With this new project, I thought perhaps I was getting stuck in a rut, that maybe I ought to try third again and see if I could make it work. What I discovered this weekend is that no, this book wants to be first-person. And if that’s what works, that’s what I’m going to do.

But beginnings are hard. The possibilities can be paralyzing, until you just take a deep breath and leap, and remind yourself you can always change it later.

Something New

02
November
2008

Five years ago I had just started the first draft of Fortune’s Folly. A friend was doing NaNoWriMo and asked if I wanted to join a group of others doing the same. My current project at the time wasn’t really working, and I decided writing with a bunch of other crazy people and cheering one another on sounded like fun. I had an idea I’d been noodling for a while, about a girl who told fake fortunes and then had to make one come true. So off I went!  Of course, none of what I wrote in the first few days is probably even still in the book, since I rewrote my first chapter (a couple times) in the following years.

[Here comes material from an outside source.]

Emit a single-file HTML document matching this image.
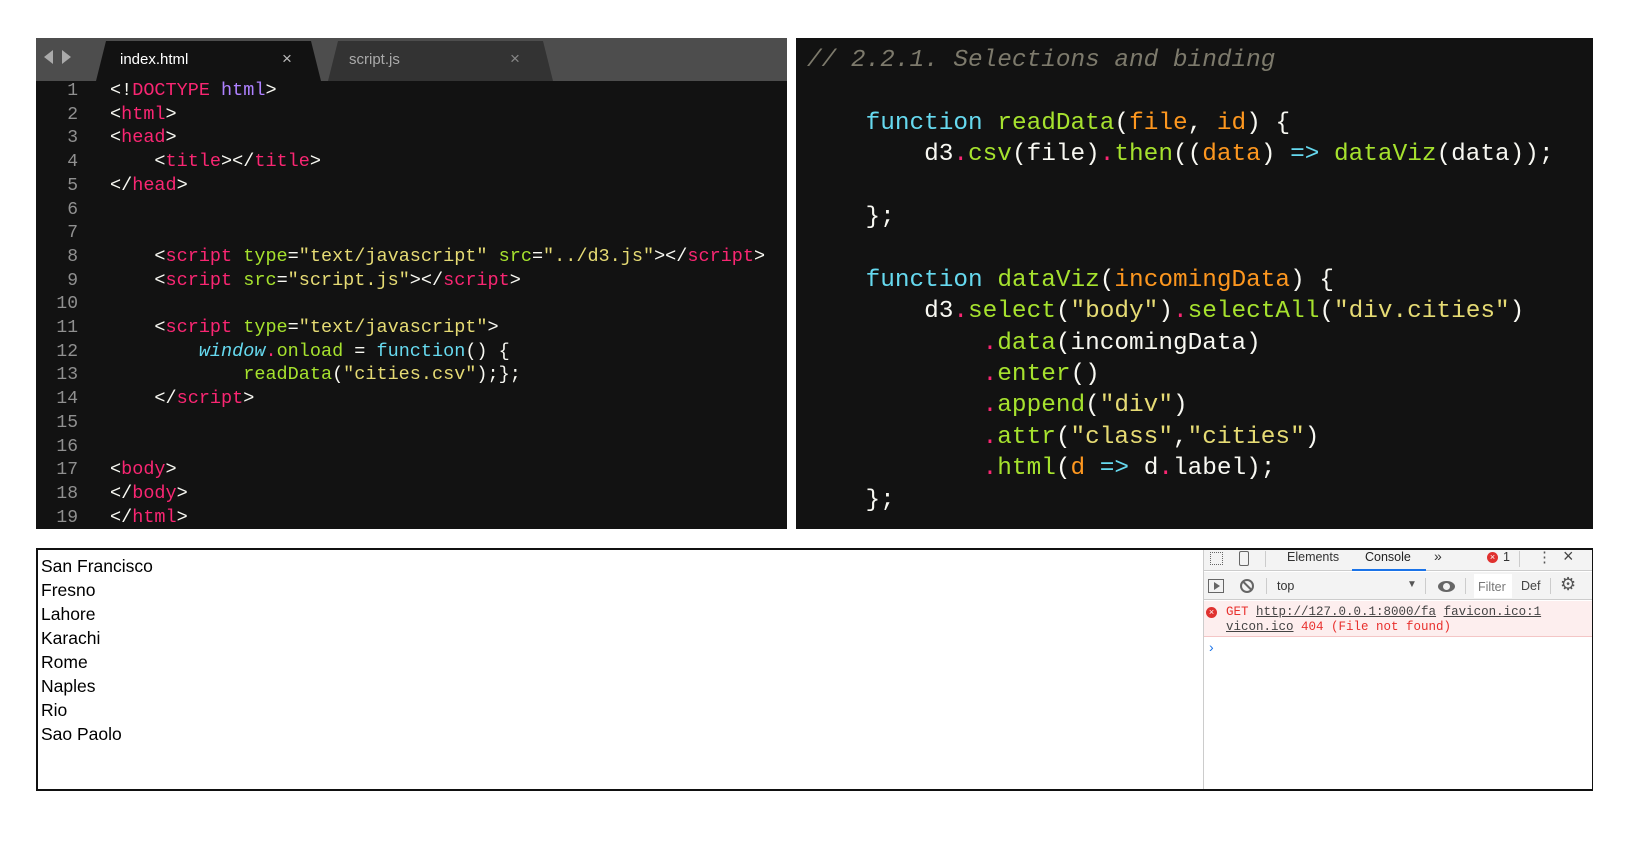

I am not doing NaNoWriMo this year but I am starting a brand new project. I’ve set myself a smaller goal of 20K. My hope is to balance out the freedom of a fast rough draft with the intention of getting the main characters real and alive in my head right from the start. Because one thing I’ve learned the hard way is that I can fix plot a lot more easily than I can fix cardboard characters.

The new project has a working title of Circus Galacticus, and is the story of a girl who runs away to join an intergalactic circus. She’s brash and kind of a show-off, but also loyal and brave. Hopefully in a few moments she will start telling me her story in her own words.